14 de mayo de 2024

Opinión: El arte de la hipocresía

Columna de opinión “Nescimus quid loquitur”, por Jafet R. Cortés

Cuánta hipocresía recorriendo el mundo, descalza o con lustrados zapatos. Avanzando a pie, en automóvil, avión, o en tren; atravesando fronteras, propagándose en el aire; filtrándose en los resquicios más difíciles de acceder, donde la moral se vuelve doble y la ética se encuentran durmiendo la guardia.

Cuánta hipocresía desgastando la madera de la que estamos hechos, pervirtiendo la verdad con sus falsas expresiones; apuntando con armamento pesado desde las sombras, acometiendo sin piedad a la vista de todos, mientras el mundo calla.

Cuánta hipocresía corrompiendo la piel, transformando la voz al contacto, lanzando carcajadas que no son ciertas; cuánta hipocresía sumiéndonos en la más terrible ausencia de compasión, escondida entre un “buenos días” que es en realidad una oda al odio y los malos deseos.

Cuánta hipocresía tomando café por las mañanas, cerveza por las tardes y vino por las noches. Cuánta hipocresía deseándonos éxito, andando por los pasillos del trabajo; estrechándonos la mano al reconocernos caminando por la acera; cuánta hipocresía dándonos el paso o despidiéndose de nosotros al salir de casa.

Ser hipócrita debe de considerarse un arte en su entera y falaz expresión, tanto como pintar, tocar algún instrumento o escribir. Fingir que algo nos importa, sin que sea cierto; externar palabras insinceras buscando ocultar nuestras verdaderas intenciones; saber que hemos hecho daño y aun así plantar cara como si no hubiera pasado nada.

Entrar en papel, usar como escenario el mundo, fingir, fingir y seguir fingiendo, una tarea que toma tiempo perfeccionar, donde pocos se vuelven maestros; aficionados con talento nato, que con entrega pudieron llegar a ser grandes y casi perfectos hipócritas.

Ganar un premio o por lo menos ser nominado a la categoría de Mejor Hipócrita del año, claro que merece un reconocimiento al esfuerzo de levantarse todos los días y ponerse aquellas máscaras para decir y hacer lo que no piensan ni creen, ni sienten.

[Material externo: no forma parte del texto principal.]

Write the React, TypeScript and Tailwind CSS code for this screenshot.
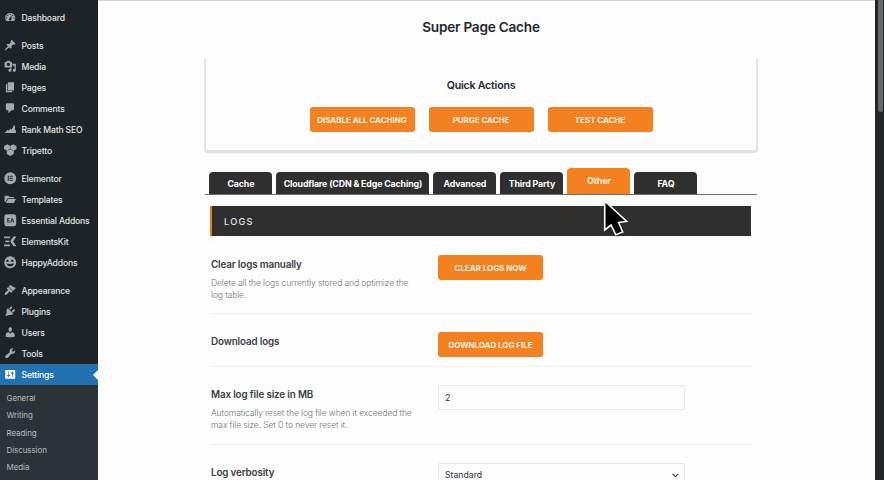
import type { ReactNode } from "react";

const icons: Record<string, ReactNode> = {
  dashboard: <path d="M3.76 16h12.48c1.1-1.37 1.76-3.11 1.76-5 0-4.42-3.58-8-8-8s-8 3.58-8 8c0 1.89.66 3.63 1.76 5zM10 4c.55 0 1 .45 1 1s-.45 1-1 1-1-.45-1-1 .45-1 1-1zM6 6c.55 0 1 .45 1 1s-.45 1-1 1-1-.45-1-1 .45-1 1-1zm8 0c.55 0 1 .45 1 1s-.45 1-1 1-1-.45-1-1 .45-1 1-1zm-5.37 5.55L12 7v6c0 1.1-.9 2-2 2s-2-.9-2-2c0-.57.24-1.08.63-1.45zM4 10c.55 0 1 .45 1 1s-.45 1-1 1-1-.45-1-1 .45-1 1-1zm12 0c.55 0 1 .45 1 1s-.45 1-1 1-1-.45-1-1 .45-1 1-1z" />,
  post: <path d="M10.44 3.02l1.82-1.82 6.36 6.35-1.83 1.82c-1.05-.68-2.48-.57-3.41.36l-.75.75c-.92.93-1.04 2.35-.35 3.41l-1.83 1.82-2.41-2.41-2.8 2.79c-.42.42-3.38 2.71-3.8 2.29s1.86-3.39 2.28-3.81l2.79-2.79L4.1 9.36l1.83-1.82c1.05.69 2.48.57 3.4-.36l.75-.75c.93-.92 1.05-2.35.36-3.41z" />,
  media: <path d="M13 11V4c0-.55-.45-1-1-1h-1.67L9 1H5L3.67 3H2c-.55 0-1 .45-1 1v7c0 .55.45 1 1 1h10c.55 0 1-.45 1-1zM7 4.5c1.38 0 2.5 1.12 2.5 2.5S8.38 9.5 7 9.5 4.5 8.38 4.5 7 5.62 4.5 7 4.500zM14 6h5v10.500c0 1.380-1.120 2.500-2.500 2.500S14 17.880 14 16.500s1.120-2.500 2.500-2.500c.17 0 .34.02.5.05V9h-3V6zm-4 8.050V13h2v3.500c0 1.380-1.120 2.500-2.500 2.500S7 17.880 7 16.500 8.120 14 9.500 14c.17 0 .34.02.5.05z" />,
  page: <path d="M6 15V2h10v13H6zm-1 1h8v2H3V5h2v11z" />,
  comment: <path d="M5 2h9c1.1 0 2 .9 2 2v7c0 1.1-.9 2-2 2h-2l-5 5v-5H5c-1.1 0-2-.9-2-2V4c0-1.1.9-2 2-2z" />,
  rank: <path d="M1 16l4.500-5h1.700v2.200L10 9h1.700v2.700L15 5.500V4h2.500v7H19v5z" />,
  tripetto: <path d="M5.200 .3L10 3l4.800-2.700L20 3.400v4.400l-4.400 2.700v5.300L10 19.300l-5.600-3.500v-5.300L0 7.800V3.400zM9.700 3.900v3.700L5.200 10.200l.3.600L10 8.200l4.500 2.600.3-.6-4.500-2.600V3.900z" fillRule="evenodd" />,
  elementor: <path d="M10 .5a9.500 9.500 0 100 19 9.500 9.500 0 000-19zM6 6h1.700v8H6zm3 0h5v1.600H9zm0 3.200h5v1.600H9zm0 3.200h5V14H9z" fillRule="evenodd" />,
  templates: <path d="M1 4.500h6l2 2h7v2H6L2.500 14 1 14.500zM6.800 9.500H19L15.800 16H2.500z" />,
  essential: <path d="M5 .5h10q4.500 0 4.500 4.500v10q0 4.500-4.500 4.500H5Q.5 19.500 .5 15V5Q.5 .5 5 .5zm.3 5.800v7.400h4.200v-1.200H6.600v-1.900H9V9.400H6.600V7.500h2.900V6.300zm7.200 0L10 13.700h1.300l.5-1.700h2.600l.6 1.700h1.300l-2.500-7.400zm.6 1.700l.9 2.800h-1.800z" fillRule="evenodd" />,
  kit: <path d="M0 2.200h9.500V5H0zM2 8.600h6.500v2.800H2zM0 15h9.500v2.800H0zM15 2.200h4.800L14.600 10l5.200 7.800H15L10 10z" />,
  happy: <path d="M10 .5c2 0 3.200.7 4.200 1.700L17 2l-.4 2.500C19 6.500 19.800 9 19.300 12c-.8 4.500-4.500 7.500-9.300 7.500S.7 16 .5 11 4.500.5 10 .5zM4 6.500c-.7 1.500-.5 2.500.3 3.500L8 8.500C7.500 6.500 6 5.500 4 6.500zm8-.5c-1 .6-1.300 1.500-1 2.700l4.500.3c.3-2-1.300-3.800-3.500-3zM4 12c1.500 3.500 3.500 4.700 6.500 4.500 3-.2 5-2 5.500-5-4 1.500-8 1.700-12 .5z" fillRule="evenodd" />,
  appearance: <path d="M14.480 11.060L7.410 3.990l1.500-1.500c.5-.56 2.300-.47 3.510.32 1.210.8 1.430 1.280 2.910 2.100 1.180.64 2.450 1.260 4.450.85zm-.71.71L6.700 4.700 4.930 6.470c-.39.39-.39 1.020 0 1.410l1.060 1.060c.39.39.39 1.030 0 1.420-.6.6-1.430 1.110-2.210 1.690-.35.26-.7.53-1.010.84C1.430 14.230.4 16.080 1.400 17.070c.99 1 2.840-.03 4.180-1.360.31-.31.58-.66.85-1.020.57-.78 1.080-1.610 1.690-2.210.39-.39 1.020-.39 1.410 0l1.060 1.060c.39.39 1.020.39 1.410 0z" />,
  plugins: <path d="M13.110 4.360L9.870 7.600 8 5.730l3.240-3.240c.35-.34 1.050-.2 1.560.32.52.51.66 1.210.31 1.550zm-8 1.770l.91-1.120 9.010 9.010-1.190.84c-.71.71-2.630 1.160-3.820 1.160H6.140L4.900 17.260c-.59.59-1.540.59-2.120 0-.59-.58-.59-1.530 0-2.120l1.240-1.240v-3.880c0-1.130.4-3.190 1.090-3.890zm7.260 3.970l3.240-3.240c.34-.35 1.040-.21 1.550.31.52.51.66 1.210.31 1.550l-3.240 3.250z" />,
  users: <path d="M10 9.250c-2.270 0-2.730-3.440-2.730-3.440C7 4.020 7.820 2 9.970 2c2.160 0 2.980 2.020 2.710 3.810 0 0-.41 3.440-2.680 3.440zm0 2.570L12.720 10c2.390 0 4.520 2.330 4.520 4.530v2.490s-3.650 1.130-7.240 1.130c-3.650 0-7.240-1.130-7.240-1.130v-2.490c0-2.250 1.940-4.480 4.470-4.480z" />,
  tools: <path d="M16.680 9.770c-1.340 1.340-3.300 1.670-4.950.99l-5.410 6.520c-.99.99-2.590.99-3.580 0s-.99-2.590 0-3.570l6.520-5.420c-.68-1.650-.35-3.610.99-4.950 1.280-1.280 3.120-1.620 4.720-1.060l-2.890 2.890 2.820 2.820 2.860-2.870c.53 1.580.18 3.390-1.080 4.650z" />,
  settings: <path d="M18 16V4c0-.55-.45-1-1-1H3c-.55 0-1 .45-1 1v12c0 .55.45 1 1 1h14c.55 0 1-.45 1-1zM8 11h1c.55 0 1 .45 1 1s-.45 1-1 1H8v1.500c0 .28-.22.5-.5.5s-.5-.22-.5-.5V13H6c-.55 0-1-.45-1-1s.45-1 1-1h1V5.500c0-.28.22-.5.5-.5s.5.22.5.5V11zm5-2h-1c-.55 0-1-.45-1-1s.45-1 1-1h1V5.500c0-.28.22-.5.5-.5s.5.22.5.5V7h1c.55 0 1 .45 1 1s-.45 1-1 1h-1v5.500c0 .28-.22.5-.5.5s-.5-.22-.5-.5V9z" />,
};

const groups: [string, string][][] = [
  [["dashboard", "Dashboard"]],
  [
    ["post", "Posts"],
    ["media", "Media"],
    ["page", "Pages"],
    ["comment", "Comments"],
    ["rank", "Rank Math SEO"],
    ["tripetto", "Tripetto"],
  ],
  [
    ["elementor", "Elementor"],
    ["templates", "Templates"],
    ["essential", "Essential Addons"],
    ["kit", "ElementsKit"],
    ["happy", "HappyAddons"],
  ],
  [
    ["appearance", "Appearance"],
    ["plugins", "Plugins"],
    ["users", "Users"],
    ["tools", "Tools"],
    ["settings", "Settings"],
  ],
];

function MenuItem({ icon, label }: { icon: string; label: string }) {
  const active = icon === "settings";
  return (
    <a
      className={
        active
          ? "relative flex h-[21px] items-center gap-[5px] bg-[#2271b1] pl-[4px] text-white"
          : "flex h-[21px] items-center gap-[5px] pl-[4px] text-[#e3e4e5]"
      }
    >
      <svg viewBox="0 0 20 20" className={active ? "size-[12.500px] shrink-0 fill-white" : "size-[12.500px] shrink-0 fill-[#a7aaad]"}>
        {icons[icon]}
      </svg>
      <span className="pt-px text-[8.600px] font-medium tracking-[-0.17px] whitespace-nowrap">{label}</span>
      {active && (
        <svg viewBox="0 0 5 10" className="absolute top-[5.500px] right-0 h-[10px] w-[5px] fill-[#fdfdfd]">
          <path d="M5 0v10L0 5z" />
        </svg>
      )}
    </a>
  );
}

function Sidebar() {
  return (
    <aside className="flex h-[480px] w-[98px] shrink-0 flex-col overflow-hidden bg-[#1d2327] pt-[7px]">
      <nav className="flex flex-col gap-[7px]">
        {groups.map((g, i) => (
          <div key={i} className="flex flex-col">
            {g.map(([icon, label]) => (
              <MenuItem key={icon} icon={icon} label={label} />
            ))}
          </div>
        ))}
      </nav>
      <div className="flex grow flex-col bg-[#2c3338] pt-[5px] pl-[6.500px] text-[8px] leading-[17.300px] tracking-[-0.08px] text-[#b9bcbf]">
        {["General", "Writing", "Reading", "Discussion", "Media"].map((s) => (
          <a key={s}>{s}</a>
        ))}
      </div>
    </aside>
  );
}

function Button({ children }: { children: ReactNode }) {
  return (
    <button className="flex h-[25px] w-[105px] items-center justify-center rounded-[3px] bg-[#f4811f] text-[8px] font-bold tracking-[-0.04px] whitespace-nowrap text-[#fff1e2]">
      {children}
    </button>
  );
}

const tabs: [string, string][] = [
  ["Cache", "w-[63px]"],
  ["Cloudflare (CDN & Edge Caching)", "w-[153px]"],
  ["Advanced", "w-[63px]"],
  ["Third Party", "w-[63px]"],
  ["Other", "w-[63px]"],
  ["FAQ", "w-[63px]"],
];

function Tabs() {
  return (
    <div className="mt-[14px] ml-[107px] flex h-[28px] w-[552px] shrink-0 items-end gap-[4px] border-b border-[#6b6b6b] pl-[4.400px] text-[8.800px] font-bold tracking-[-0.14px] whitespace-nowrap text-white">
      {tabs.map(([label, width]) => (
        <div
          key={label}
          className={
            label === "Other"
              ? `${width} flex h-[26px] items-center justify-center rounded-t-[4px] bg-[#f4811f] text-[#fff1e2]`
              : `${width} flex h-[22px] items-center justify-center rounded-t-[4px] bg-[#2f2f2f] pt-px`
          }
        >
          {label}
        </div>
      ))}
    </div>
  );
}

function Setting({ title, help, children, className }: { title: string; help?: ReactNode; children: ReactNode; className: string }) {
  return (
    <div className={`flex w-[541px] shrink-0 border-b border-[#f1f1f1] ${className}`}>
      <div className="w-[227px] shrink-0">
        <h3 className="pt-[2.500px] text-[9.800px] leading-[14px] font-semibold tracking-[-0.13px] text-[#3c4043]">{title}</h3>
        {help && <p className="mt-[5px] text-[8.500px] leading-[12.400px] font-light tracking-[-0.1px] whitespace-nowrap text-[#72777b]">{help}</p>}
      </div>
      {children}
    </div>
  );
}

function Cursor() {
  return (
    <svg viewBox="0 0 26 40" className="absolute top-[198px] left-[603px] h-[40px] w-[26px] drop-shadow-[0_1px_1px_rgba(0,0,0,0.4)]">
      <path d="M1.700 3V32L8 27L12.800 36.800L19.700 34L15.600 24.500L23.700 23.500Z" fill="#000" stroke="#fff" strokeWidth="1.600" />
    </svg>
  );
}

export default function App() {
  return (
    <div className="relative flex h-[480px] w-[884px] overflow-hidden bg-[#fdfdfd] font-['Inter','Liberation_Sans',sans-serif]">
      <Sidebar />
      <main className="flex h-[480px] w-[777px] shrink-0 flex-col overflow-hidden">
        <div className="h-px shrink-0 bg-[#d5d5d5]" />
        <h1 className="mt-[16px] ml-[107px] w-[552px] shrink-0 text-center text-[13.600px] leading-[20px] font-semibold tracking-[-0.22px] text-[#23282d]">
          Super Page Cache
        </h1>
        <section className="mt-[22px] ml-[106px] flex h-[94px] w-[554px] shrink-0 flex-col items-center rounded-b-[4px] border-x-2 border-b-[3px] border-[#e2e2e2] pt-[19px]">
          <h2 className="text-[10.600px] leading-[15px] font-semibold tracking-[-0.2px] text-[#23282d]">Quick Actions</h2>
          <div className="mt-[14px] flex gap-[14px]">
            <Button>DISABLE ALL CACHING</Button>
            <Button>PURGE CACHE</Button>
            <Button>TEST CACHE</Button>
          </div>
        </section>
        <Tabs />
        <div className="mt-[11px] ml-[112px] flex h-[30px] w-[541px] shrink-0 items-center border-l-2 border-[#e07a22] bg-[#2f2f2f] pt-px pl-[12px] text-[9.200px] font-medium tracking-[1.200px] text-[#e4e4e4]">
          LOGS
        </div>
        <div className="ml-[113px] flex flex-col">
          <Setting title="Clear logs manually" className="h-[78px] pt-[19px]" help={<>Delete all the logs currently stored and optimize the<br />log table.</>}>
            <Button>CLEAR LOGS NOW</Button>
          </Setting>
          <Setting title="Download logs" className="h-[53px] pt-[18px]">
            <Button>DOWNLOAD LOG FILE</Button>
          </Setting>
          <Setting title="Max log file size in MB" className="h-[78px] pt-[18px]" help={<>Automatically reset the log file when it exceeded the<br />max file size. Set 0 to never reset it.</>}>
            <div className="flex h-[25px] w-[247px] items-center rounded-[2px] border border-[#e6e6e6] pl-[6px] text-[9px] text-[#2c3338]">2</div>
          </Setting>
          <Setting title="Log verbosity" className="h-[77px] pt-[18px]">
            <div className="flex h-[25px] w-[247px] items-center justify-between rounded-[2px] border border-[#e6e6e6] pr-[5px] pl-[6px] text-[8.700px] text-[#2c3338]">
              Standard
              <svg viewBox="0 0 7 5" className="h-[5px] w-[7px] fill-none stroke-[#444] stroke-[1.200]">
                <path d="M.7.9l2.800 2.800L6.300.9" />
              </svg>
            </div>
          </Setting>
        </div>
      </main>
      <div className="flex h-[480px] w-[9px] shrink-0 justify-center bg-[#242526] pl-px">
        <div className="h-[112px] w-[5px] rounded-b-[3px] bg-[#656868]" />
      </div>
      <Cursor />
    </div>
  );
}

La hipocresía es una despiadada carnicera, que despedaza mientras niega haberlo hecho; que, pese a habernos lastimado, sigue pidiendo favores; que abusa de los más nobles de corazón, quienes no pueden reconocer la verdad, pese a que haya señales que muestren su oscura esencia.

Una máscara útil

Cerrar puertas, restringir accesos en la frontera; levantar murallas y acuartelarnos dentro; acometer contra cualquier indicio de hipocresía que exista en el entorno, se vuelve también un acto hipócrita si es que sólo rechazamos que otros lo hagan, permitiéndonos actuar de dicha forma.

Vivir contrariados entre lo que pensamos y lo que fingimos que pensamos, una disonancia emocional entre lo sincero y aquello que externamos con las máscaras que nos colocamos en el rostro, que cambian nuestra verdadera voz y simulan expresiones que realmente no tenemos, pero que se vuelve una manera de convivir en armonía, aunque sea simulada.

Por más que deseemos que la interacción sea sincera, en realidad, gran parte de las relaciones humanas se rigen por reglas no dichas de lo que tenemos que decir, el tono en el que nos tenemos que expresar, el protocolo que debemos seguir, los límites que no debemos por ninguna circunstancia transgredir; cualquier falta al respecto, provocará caos.

Cuántas discusiones habría si fuéramos tal y como somos, cuántas peleas llegarían o han llegado en nuestras vidas si vertimos nuestras humildes y sinceras opiniones.

Lo ideal sería que ser quienes somos no causara revuelo, pero, la verdad atropella toda posibilidad de hacerlo, si nuestro yo no coincide con lo establecido como normal; aquella cotidiana que traza la ruta entre lo que es el respeto a la opinión de los otros y la dominación de lo que realmente pensamos o queremos hacer.